Bugüne kadar korktuğunu söyleyen olmadı. Galiba şöyle bir durum var; erkek hep kadının bir adım önünde olmalı, onu kavramalı, kollamalıdır. Buna çok inanmıyorum artık.

* Çok çalışmanız ilişkilerinizi etkiliyor mu?

Mutlaka etkiliyor. Bir yandan siyasi, güncel tarihe tanıklık ediyorsunuz ama diğer yandan kişisel tarihinizi kaçırıyorsunuz. Babaannenin son günlerini onunla geçiremiyorsun, arkadaşının nikâhından erken kalkmak zorunda kalıyorsun. Bunlar hep yakın zamanda yaşadığım somut örnekler. Kendi hayatını ıskalamak ciddi bir vicdan muhasebesi. İş aşkıysa hastalıklı bir şey. Muhasebenin sonunda kazanan hep iş oluyor.

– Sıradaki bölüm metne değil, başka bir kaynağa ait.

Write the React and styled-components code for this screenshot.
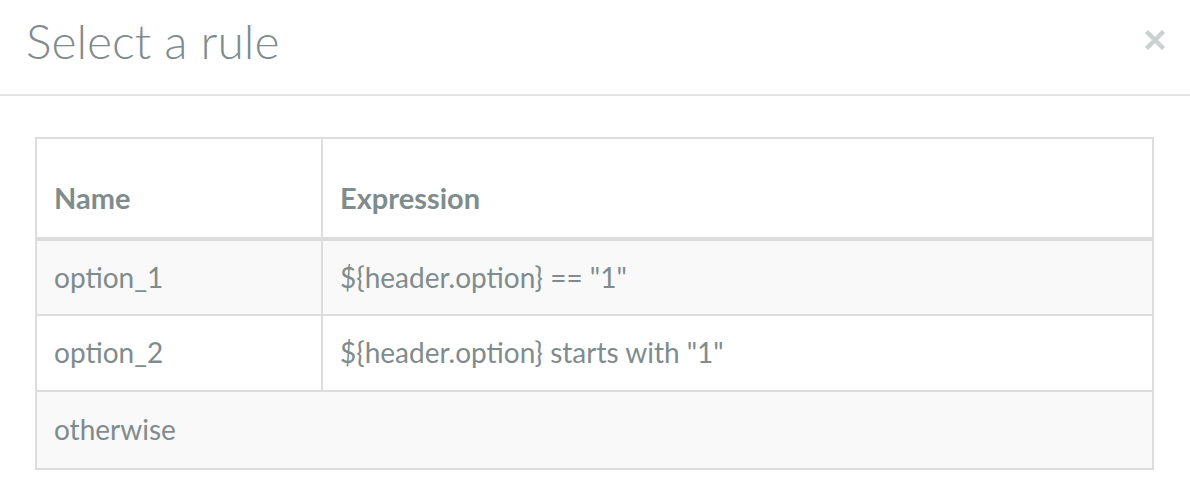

* Babanızla aranız açık olsa da arkanızda bir desteğin olduğunu bilmek yolunuza devam etmenizi kolaylaştırdı mı?

Tabii ki. Öğretmenlik, askerlik ve gazetecilik Don Kişot'luk. Üçünde de arkanda ailen yoksa iş çok zor. Arkasında ailesinin maddi desteği olmadan öğretmenlik, askerlik ve gazetecilik yapan herkese şapka çıkarıyorum, sonsuz saygım var. Ben babama mı güvendim? Evet babama güvendim, bana küsmüş olmasına rağmen. Çünkü hakikaten çok çok komik paralar kazanıyordum.

* Beyazıt Öztürk'ün size sorduğu maaş sorusu çok konuşuldu... Çok farklı rakamlar yazıldı. Nedir işin aslı, şimdi çok mu kazanıyorsunuz?

Kazandığım paranın o rakamla alakası yok. Yurdum insanının hayal gücü çok yüksek. Ne çok yüksek ne de az, olması gerektiği kadar kazanıyorum.